Records contained in a dataset:
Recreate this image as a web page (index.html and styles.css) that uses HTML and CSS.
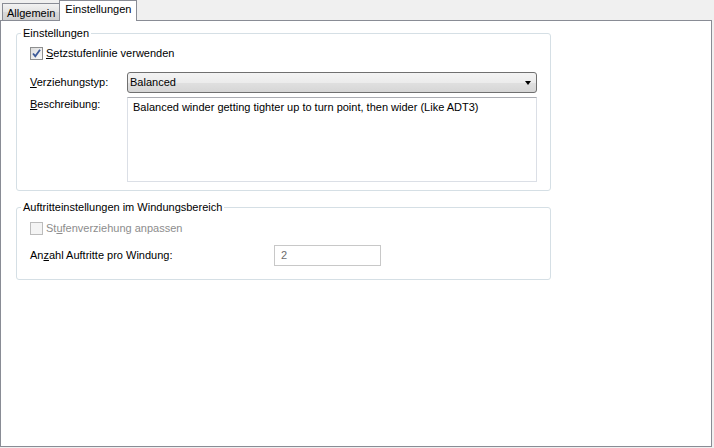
FILE: index.html
```html
<!DOCTYPE html>
<html lang="de">
  <head>
    <meta charset="UTF-8" />
    <title>Einstellungen</title>
    <link rel="stylesheet" href="styles.css">
  </head>
  <body>
    <div class="tabs">
      <div class="tab">Allgemein</div>
      <div class="tab active">Einstellungen</div>
    </div>

    <div class="panel">
      <fieldset class="group">
        <legend>Einstellungen</legend>
        <div class="group-body">
          <div class="check-row">
            <span class="check checked">
              <svg width="11" height="11" viewBox="0 0 11 11">
                <path d="M2 5.5 L4.3 8.2 L9 1.8" fill="none" stroke="#3d5a98" stroke-width="1.8" />
              </svg>
            </span>
            <span><u>S</u>etzstufenlinie verwenden</span>
          </div>

          <div class="field-grid">
            <div class="label combo-label"><u>V</u>erziehungstyp:</div>
            <div class="combo">
              <span>Balanced</span>
              <span class="arrow"></span>
            </div>

            <div class="label desc-label"><u>B</u>eschreibung:</div>
            <div class="textbox">Balanced winder getting tighter up to turn point, then wider (Like ADT3)</div>
          </div>
        </div>
      </fieldset>

      <fieldset class="group group-second">
        <legend>Auftritteinstellungen im Windungsbereich</legend>
        <div class="group-body">
          <div class="check-row disabled">
            <span class="check"></span>
            <span>St<u>u</u>fenverziehung anpassen</span>
          </div>

          <div class="count-row">
            <div class="label count-label">An<u>z</u>ahl Auftritte pro Windung:</div>
            <div class="number-box">2</div>
          </div>
        </div>
      </fieldset>
    </div>
  </body>
</html>
```

FILE: styles.css
```css
body {
  margin: 0;
  padding: 0;
  width: 714px;
  height: 448px;
  overflow: hidden;
  background: #f0f0f0;
  font-family: "Liberation Sans", Arial, sans-serif;
  font-size: 11px;
  line-height: 13px;
  color: #000;
}

/* tab strip */
.tabs {
  display: flex;
  align-items: flex-end;
  height: 20px;
  padding-left: 2px;
}
.tab {
  height: 17px;
  box-sizing: border-box;
  padding: 3px 4px 0 4px;
  border: 1px solid #898c95;
  border-bottom: none;
  background: linear-gradient(#f2f2f2, #e3e3e3 50%, #d9d9d9 51%, #d0d0d0);
}
.tab.active {
  height: 21px;
  margin-bottom: -1px;
  margin-left: -1px;
  padding: 2px 5px 0 5px;
  background: #fff;
  position: relative;
  z-index: 1;
}

.panel {
  width: 712px;
  height: 427px;
  box-sizing: border-box;
  border: 1px solid #898c95;
  background: #fff;
  padding: 6px 0 0 15px;
}

/* group boxes */
.group {
  width: 535px;
  box-sizing: border-box;
  margin: 0;
  padding: 0;
  min-width: 0;
  border: 1px solid #d5dfe5;
  border-radius: 3px;
}
.group legend {
  margin-left: 4px;
  padding: 0 2px;
  line-height: 13px;
}
.group-second {
  margin-top: 10px;
}
.group-body {
  padding: 6px 12px 8px 13px;
}
.group-second .group-body {
  padding-top: 7px;
  padding-bottom: 13px;
}

.check-row {
  display: flex;
  align-items: center;
  gap: 3px;
  height: 14px;
}
.check {
  width: 13px;
  height: 13px;
  box-sizing: border-box;
  border: 1px solid #8e8f8f;
  background: linear-gradient(135deg, #dcdcdc, #fbfbfb);
  display: flex;
  align-items: center;
  justify-content: center;
}
.disabled {
  color: #8d8d8d;
}
.disabled .check {
  border-color: #bcbcbc;
  background: #f4f4f4;
}

.field-grid {
  display: grid;
  grid-template-columns: 97px 410px;
  row-gap: 4px;
  margin-top: 12px;
}
.combo-label {
  align-self: center;
}
.desc-label {
  padding-top: 1px;
}

.combo {
  height: 21px;
  box-sizing: border-box;
  border: 1px solid #707070;
  border-radius: 3px;
  background: linear-gradient(#f3f3f3, #ececec 50%, #e0e0e0 51%, #d6d6d6);
  display: flex;
  align-items: center;
  justify-content: space-between;
  padding: 0 5px 0 2px;
}
.arrow {
  width: 0;
  height: 0;
  border-left: 3.5px solid transparent;
  border-right: 3.5px solid transparent;
  border-top: 4px solid #000;
}

.textbox {
  height: 85px;
  box-sizing: border-box;
  border: 1px solid #dbdfe6;
  border-top-color: #abadb3;
  padding: 3px 5px;
}

.count-row {
  display: flex;
  align-items: center;
  margin-top: 10px;
}
.count-label {
  width: 244px;
}
.number-box {
  width: 107px;
  height: 21px;
  box-sizing: border-box;
  border: 1px solid #c8c8c8;
  padding: 3px 6px;
  color: #6d6d6d;
}
```
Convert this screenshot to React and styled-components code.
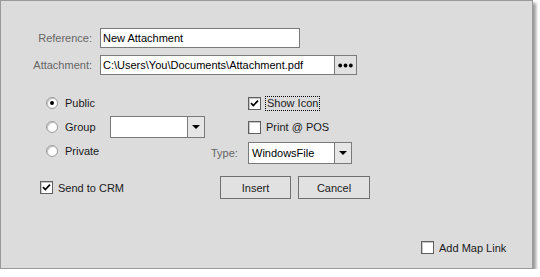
import React from 'react'
import styled, { createGlobalStyle } from 'styled-components'

const GlobalStyle = createGlobalStyle`
    body{
        margin: 0;
        background: #ffffff;
        font-family: "Liberation Sans", Arial, sans-serif;
        font-size: 11px;
    }
`;

const Panel = styled.div`
    box-sizing: border-box;
    width: 533px;
    height: 269px;
    background: #dcdcdc;
    border: 1px solid #9a9a9a;
    box-shadow: 3px 3px 3px rgba(0, 0, 0, 0.4);
    padding-top: 27px;
    display: flex;
    flex-direction: column;
`;

const FieldRow = styled.div`
    display: grid;
    grid-template-columns: 91px auto;
    column-gap: 8px;
    align-items: center;
    margin-top: ${p => p.$top || 0}px;
`;

const Label = styled.span`
    color: #666666;
    text-align: ${p => p.$align || 'right'};
    padding-left: ${p => p.$indent || 0}px;
`;

const Field = styled.div`
    display: flex;
`;

const TextBox = styled.div`
    box-sizing: border-box;
    width: ${p => p.$width}px;
    height: 20px;
    background: #ffffff;
    border: 1px solid #7a7a7a;
    padding: 0 2px;
    display: flex;
    align-items: center;
    color: #000000;
    white-space: nowrap;
    overflow: hidden;
`;

const BrowseButton = styled.div`
    box-sizing: border-box;
    width: 23px;
    height: 20px;
    margin-left: -1px;
    background: #e1e1e1;
    border: 1px solid #7a7a7a;
    display: flex;
    align-items: center;
    justify-content: center;
`;

const Options = styled.div`
    margin-left: 39px;
    margin-top: 16px;
    display: grid;
    grid-template-columns: 70px 100px 38px 1fr;
    grid-template-rows: 24px 24px 24px 36px;
    align-items: center;
`;

const Item = styled.label`
    display: flex;
    align-items: center;
    gap: ${p => p.$gap || 5}px;
    color: #1a1a1a;
    grid-column: ${p => p.$col || 'auto'};
    grid-row: ${p => p.$row || 'auto'};
    padding-left: ${p => p.$indent || 0}px;
    align-self: ${p => p.$self || 'center'};
    height: ${p => (p.$self === 'end' ? '23px' : 'auto')};
`;

const Radio = styled.span`
    box-sizing: border-box;
    width: 12px;
    height: 12px;
    border-radius: 50%;
    background: #ffffff;
    border: 1px solid #9a9a9a;
    box-shadow: inset 1px 1px 1px rgba(0, 0, 0, 0.25);
    display: flex;
    align-items: center;
    justify-content: center;
    &::after{
        content: '';
        width: 4px;
        height: 4px;
        border-radius: 50%;
        background: ${p => (p.$checked ? '#000000' : 'transparent')};
    }
`;

const Box = styled.span`
    box-sizing: border-box;
    width: 13px;
    height: 13px;
    background: #ffffff;
    border: 1px solid #5f5f5f;
    box-shadow: inset 1px 1px 0 #c8c8c8;
    display: flex;
    align-items: center;
    justify-content: center;
`;

const FocusText = styled.span`
    outline: 1px dotted #000000;
    outline-offset: 0;
    padding: 0 1px;
    line-height: 13px;
`;

const Combo = styled.div`
    box-sizing: border-box;
    width: ${p => p.$width}px;
    height: 22px;
    background: #ffffff;
    border: 1px solid #7a7a7a;
    display: flex;
    grid-column: ${p => p.$col};
    grid-row: ${p => p.$row};
    margin-top: ${p => p.$shift || 0}px;
`;

const ComboText = styled.div`
    flex: 1;
    display: flex;
    align-items: center;
    padding-left: 3px;
    color: #000000;
`;

const ComboButton = styled.div`
    width: 16px;
    border-left: 1px solid #7a7a7a;
    background: #e6e6e6;
    display: flex;
    align-items: center;
    justify-content: center;
`;

const TypeLabel = styled(Label)`
    grid-column: 3;
    grid-row: 3;
    margin-top: ${p => p.$shift || 0}px;
`;

const ButtonBar = styled.div`
    grid-column: 3 / 5;
    grid-row: 4;
    align-self: end;
    padding-left: 10px;
    display: flex;
    gap: 7px;
`;

const Button = styled.div`
    box-sizing: border-box;
    width: ${p => p.$width}px;
    height: 23px;
    background: #e1e1e1;
    border: 1px solid #707070;
    display: flex;
    align-items: center;
    justify-content: center;
    color: #1a1a1a;
`;

const Footer = styled.div`
    margin-top: auto;
    padding-left: 420px;
    padding-bottom: 14px;
    display: flex;
`;

const Check = () => (
    <svg width="9" height="9" viewBox="0 0 9 9">
        <path d="M1 4.2 L3.3 6.6 L8 1.6" fill="none" stroke="#000" strokeWidth="1.7" />
    </svg>
)

const Arrow = () => (
    <svg width="8" height="4" viewBox="0 0 8 4">
        <path d="M0 0 L8 0 L4 4 Z" fill="#000" />
    </svg>
)

const Dots = () => (
    <svg width="15" height="5" viewBox="0 0 15 5">
        <circle cx="2.2" cy="2.5" r="1.9" fill="#000" />
        <circle cx="7.5" cy="2.5" r="1.9" fill="#000" />
        <circle cx="12.8" cy="2.5" r="1.9" fill="#000" />
    </svg>
)

const CheckBox = ({ checked }) => <Box>{checked && <Check />}</Box>

const App = () => {
    return (
        <>
            <GlobalStyle />
            <Panel>
                <FieldRow>
                    <Label>Reference:</Label>
                    <Field>
                        <TextBox $width={200}>New Attachment</TextBox>
                    </Field>
                </FieldRow>
                <FieldRow $top={7}>
                    <Label>Attachment:</Label>
                    <Field>
                        <TextBox $width={235}>C:\Users\You\Documents\Attachment.pdf</TextBox>
                        <BrowseButton><Dots /></BrowseButton>
                    </Field>
                </FieldRow>

                <Options>
                    <Item $col={1} $row={1} $indent={6} $gap={7}>
                        <Radio $checked /> Public
                    </Item>
                    <Item $col={1} $row={2} $indent={6} $gap={7}>
                        <Radio /> Group
                    </Item>
                    <Combo $col={2} $row={2} $width={95}>
                        <ComboText />
                        <ComboButton><Arrow /></ComboButton>
                    </Combo>
                    <Item $col={1} $row={3} $indent={6} $gap={7}>
                        <Radio /> Private
                    </Item>

                    <Item $col={4} $row={1}>
                        <CheckBox checked />
                        <FocusText>Show Icon</FocusText>
                    </Item>
                    <Item $col={4} $row={2}>
                        <CheckBox /> Print @ POS
                    </Item>
                    <TypeLabel $align="left" $indent={1} $shift={3}>Type:</TypeLabel>
                    <Combo $col={4} $row={3} $width={104} $shift={3}>
                        <ComboText>WindowsFile</ComboText>
                        <ComboButton><Arrow /></ComboButton>
                    </Combo>

                    <Item $col="1 / 3" $row={4} $self="end">
                        <CheckBox checked /> Send to CRM
                    </Item>
                    <ButtonBar>
                        <Button $width={71}>Insert</Button>
                        <Button $width={72}>Cancel</Button>
                    </ButtonBar>
                </Options>

                <Footer>
                    <Item>
                        <CheckBox /> Add Map Link
                    </Item>
                </Footer>
            </Panel>
        </>
    )
}

export default App
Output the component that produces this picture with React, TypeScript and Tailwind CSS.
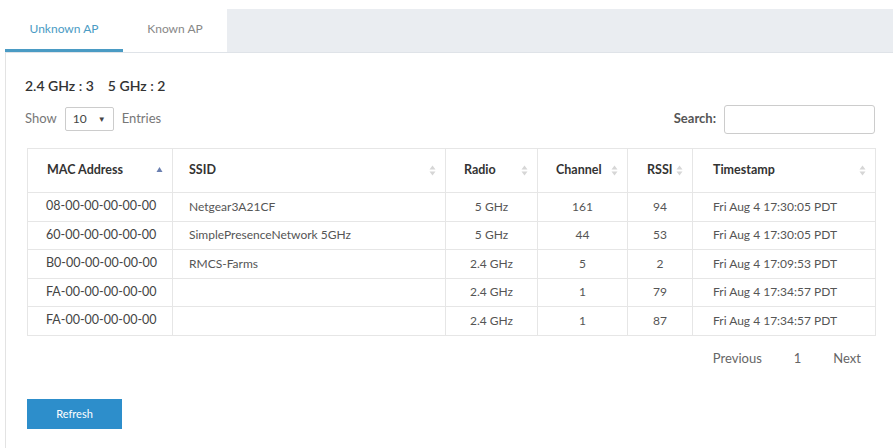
import React from 'react';

type Row = { mac: string; ssid: string; radio: string; channel: string; rssi: string; ts: string };

const rows: Row[] = [
  { mac: '08-00-00-00-00-00', ssid: 'Netgear3A21CF', radio: '5 GHz', channel: '161', rssi: '94', ts: 'Fri Aug 4 17:30:05 PDT' },
  { mac: '60-00-00-00-00-00', ssid: 'SimplePresenceNetwork 5GHz', radio: '5 GHz', channel: '44', rssi: '53', ts: 'Fri Aug 4 17:30:05 PDT' },
  { mac: 'B0-00-00-00-00-00', ssid: 'RMCS-Farms', radio: '2.4 GHz', channel: '5', rssi: '2', ts: 'Fri Aug 4 17:09:53 PDT' },
  { mac: 'FA-00-00-00-00-00', ssid: '', radio: '2.4 GHz', channel: '1', rssi: '79', ts: 'Fri Aug 4 17:34:57 PDT' },
  { mac: 'FA-00-00-00-00-00', ssid: '', radio: '2.4 GHz', channel: '1', rssi: '87', ts: 'Fri Aug 4 17:34:57 PDT' },
];

function SortIcon({ active }: { active?: boolean }) {
  if (active) {
    return (
      <svg width="7" height="10" viewBox="0 0 7 10" className="shrink-0">
        <path d="M3.5 1 L6.5 6 L0.5 6 Z" fill="#6a7fb0" />
      </svg>
    );
  }
  return (
    <svg width="7" height="11" viewBox="0 0 7 11" className="shrink-0">
      <path d="M3.5 0.5 L6.5 4.5 L0.5 4.5 Z" fill="#d6d6d6" />
      <path d="M3.5 10.5 L6.5 6.5 L0.5 6.5 Z" fill="#d6d6d6" />
    </svg>
  );
}

const th = 'border border-[#e6e6e6] text-left pr-[9px] font-bold';
const td = 'border border-[#e6e6e6]';

export default function App() {
  return (
    <div className="w-[893px] h-[448px] overflow-hidden bg-white text-[#555]" style={{ fontFamily: 'Lato, "Open Sans", sans-serif' }}>
      {/* Tabs */}
      <div className="pt-[9px] pl-[5px]">
        <div className="flex h-[44px] border-b border-[#dfe3e8]">
          <div className="w-[118px] flex items-center justify-center text-[12px] text-[#4a9bc4] border-b-[3px] border-[#4a9bc4] bg-white">
            Unknown AP
          </div>
          <div className="w-[104px] flex items-center justify-center text-[12px] text-[#888] bg-white pb-[3px]">
            Known AP
          </div>
          <div className="flex-1 bg-[#eaedf1]" />
        </div>
      </div>

      {/* Panel */}
      <div className="ml-[5px] border-l border-[#e3e3e3] h-[395px] pl-[19px] pr-[17px]">
        <div className="pt-[22px] text-[14px] font-semibold text-[#333] flex gap-[14px]">
          <span>2.4 GHz : 3</span>
          <span>5 GHz : 2</span>
        </div>

        <div className="flex items-center justify-between mt-[8px] h-[30px]">
          <div className="flex items-center text-[13px] text-[#777]">
            <span>Show</span>
            <div className="mx-[8px] w-[49px] h-[24px] border border-[#ccc] rounded-[2px] flex items-center justify-between px-[7px] text-[12px] text-[#444]">
              <span>10</span>
              <span className="text-[8px]">▼</span>
            </div>
            <span>Entries</span>
          </div>
          <div className="flex items-center mr-[1px]">
            <span className="text-[13px] font-bold text-[#555] mr-[8px]">Search:</span>
            <div className="w-[151px] h-[29px] border border-[#ccc] rounded-[3px]" />
          </div>
        </div>

        {/* Table */}
        <table className="mt-[14px] ml-[2px] w-[848px] border-collapse text-[12px] table-fixed">
          <colgroup>
            <col className="w-[145px]" />
            <col className="w-[273px]" />
            <col className="w-[92px]" />
            <col className="w-[90px]" />
            <col className="w-[65px]" />
            <col className="w-[183px]" />
          </colgroup>
          <thead>
            <tr className="h-[44px] text-[#333] text-[12.5px]">
              <th className={`${th} pl-[19px]`}>
                <div className="flex items-center justify-between">MAC Address<SortIcon active /></div>
              </th>
              <th className={`${th} pl-[16px]`}>
                <div className="flex items-center justify-between">SSID<SortIcon /></div>
              </th>
              <th className={`${th} pl-[18px]`}>
                <div className="flex items-center justify-between">Radio<SortIcon /></div>
              </th>
              <th className={`${th} pl-[18px]`}>
                <div className="flex items-center justify-between">Channel<SortIcon /></div>
              </th>
              <th className={`${th} pl-[19px]`}>
                <div className="flex items-center justify-between">RSSI<SortIcon /></div>
              </th>
              <th className={`${th} pl-[20px]`}>
                <div className="flex items-center justify-between">Timestamp<SortIcon /></div>
              </th>
            </tr>
          </thead>
          <tbody>
            {rows.map((r, i) => (
              <tr key={i} className="h-[28.5px]">
                <td className={`${td} pl-[18px] text-[#444] text-[12.5px]`}>{r.mac}</td>
                <td className={`${td} pl-[16px]`}>{r.ssid}</td>
                <td className={`${td} text-center`}>{r.radio}</td>
                <td className={`${td} text-center`}>{r.channel}</td>
                <td className={`${td} text-center`}>{r.rssi}</td>
                <td className={`${td} pl-[20px]`}>{r.ts}</td>
              </tr>
            ))}
          </tbody>
        </table>

        <div className="flex justify-end items-center gap-[32px] mt-[13px] pr-[15px] text-[13px] text-[#666]">
          <span>Previous</span>
          <span>1</span>
          <span>Next</span>
        </div>

        <button className="mt-[31px] w-[95px] h-[30px] bg-[#2d8ecb] text-white text-[11px] ml-[2px]">
          Refresh
        </button>
      </div>
    </div>
  );
}
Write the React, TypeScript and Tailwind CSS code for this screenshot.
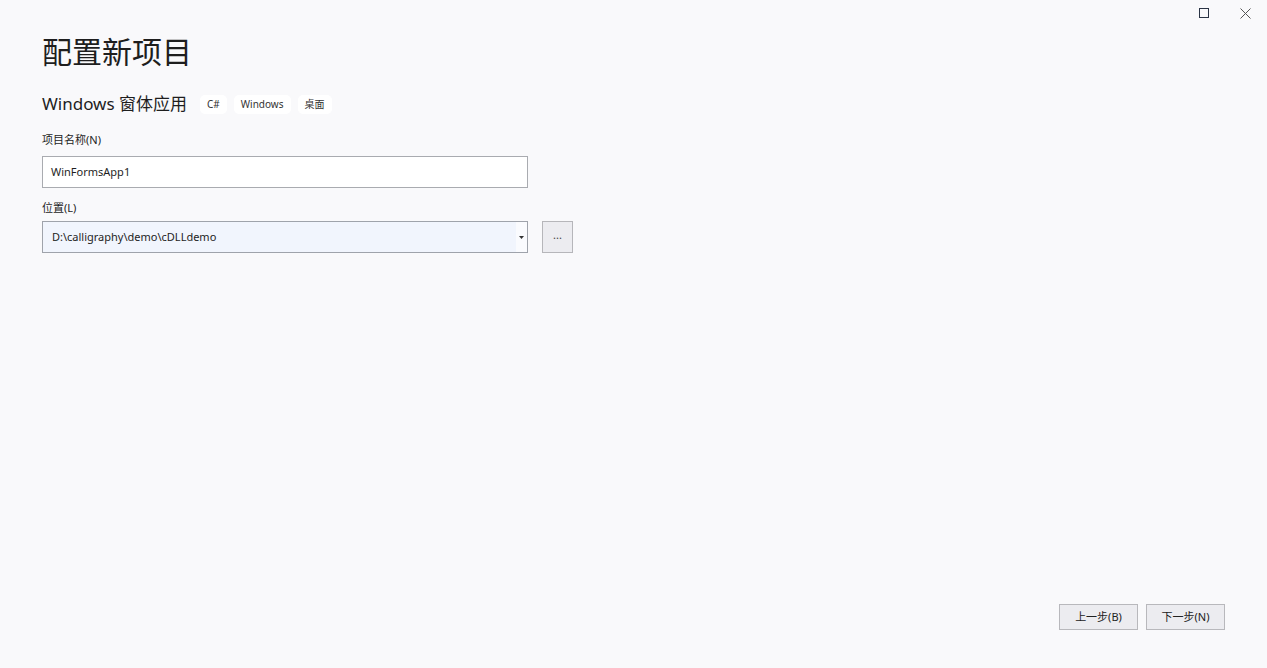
import React from "react";

const FONT = "font-['Noto_Sans','Noto_Sans_CJK_SC',sans-serif]";

function Tag({ label }: { label: string }) {
  return (
    <span className="flex h-[19px] items-center rounded-[5px] bg-white px-[7px] text-[10px] text-[#333]">
      {label}
    </span>
  );
}

export default function App() {
  return (
    <div className={`flex h-[668px] w-full flex-col bg-[#f9f9fb] text-[#1e1e1e] ${FONT}`}>
      {/* window controls */}
      <div className="flex h-[28px] items-center justify-end gap-[31px] pr-[16px]">
        <svg width="10" height="10" viewBox="0 0 10 10" className="mt-[-2px]">
          <rect x="0.5" y="0.5" width="9" height="9" fill="none" stroke="#2b3445" strokeWidth="1" />
        </svg>
        <svg width="11" height="11" viewBox="0 0 11 11" className="mt-[-2px]">
          <path d="M0.5 0.5 L10.5 10.5 M10.5 0.5 L0.5 10.5" stroke="#555" strokeWidth="1" />
        </svg>
      </div>

      <div className="flex flex-col pl-[42px]">
        <h1 className="mt-[4px] text-[30px] leading-[40px] font-normal">配置新项目</h1>

        <div className="mt-[20px] flex items-center gap-[7px]">
          <span className="mr-[6px] text-[17px] leading-[24px]">Windows 窗体应用</span>
          <Tag label="C#" />
          <Tag label="Windows" />
          <Tag label="桌面" />
        </div>

        <label className="mt-[16px] text-[11px] leading-[16px] text-[#1e1e1e]">项目名称(N)</label>
        <div className="mt-[8px] flex h-[32px] w-[486px] items-center border border-[#a9abb0] bg-white pl-[8px] text-[11px]">
          WinFormsApp1
        </div>

        <label className="mt-[12px] text-[11px] leading-[16px]">位置(L)</label>
        <div className="mt-[5px] flex items-center gap-[14px]">
          <div className="flex h-[32px] w-[486px] items-stretch border border-[#9fa3ab] bg-[#f1f5fd]">
            <div className="flex flex-1 items-center pl-[9px] text-[11px]">D:\calligraphy\demo\cDLLdemo</div>
            <div className="flex w-[11px] items-center justify-center bg-[#fafbfe]">
              <svg width="5" height="3" viewBox="0 0 5 3">
                <path d="M0 0 L5 0 L2.5 3 Z" fill="#333" />
              </svg>
            </div>
          </div>
          <button className="flex h-[32px] w-[31px] items-center justify-center border border-[#b6b6ba] bg-[#ececf0] pb-[4px] text-[11px] text-[#444]">
            ...
          </button>
        </div>
      </div>

      <div className="flex-1" />

      <div className="flex justify-end gap-[8px] pr-[42px] pb-[38px]">
        <button className="flex h-[26px] w-[79px] items-center justify-center border border-[#b8b8bc] bg-[#ececf0] text-[11px] text-[#222]">
          上一步(B)
        </button>
        <button className="flex h-[26px] w-[79px] items-center justify-center border border-[#b8b8bc] bg-[#ececf0] text-[11px] text-[#222]">
          下一步(N)
        </button>
      </div>
    </div>
  );
}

- _PROBLEM TO SOLVE_
Look above and copy only the lines from the one holding "Output the component" to the one holding "string; ssid: string;", both included, exactly, minus the pictures.

- _WRITTEN ANSWER_
Output the component that produces this picture with React, TypeScript and Tailwind CSS.
import React from 'react';

type Row = { mac: string; ssid: string; radio: string; channel: string; rssi: string; ts: string };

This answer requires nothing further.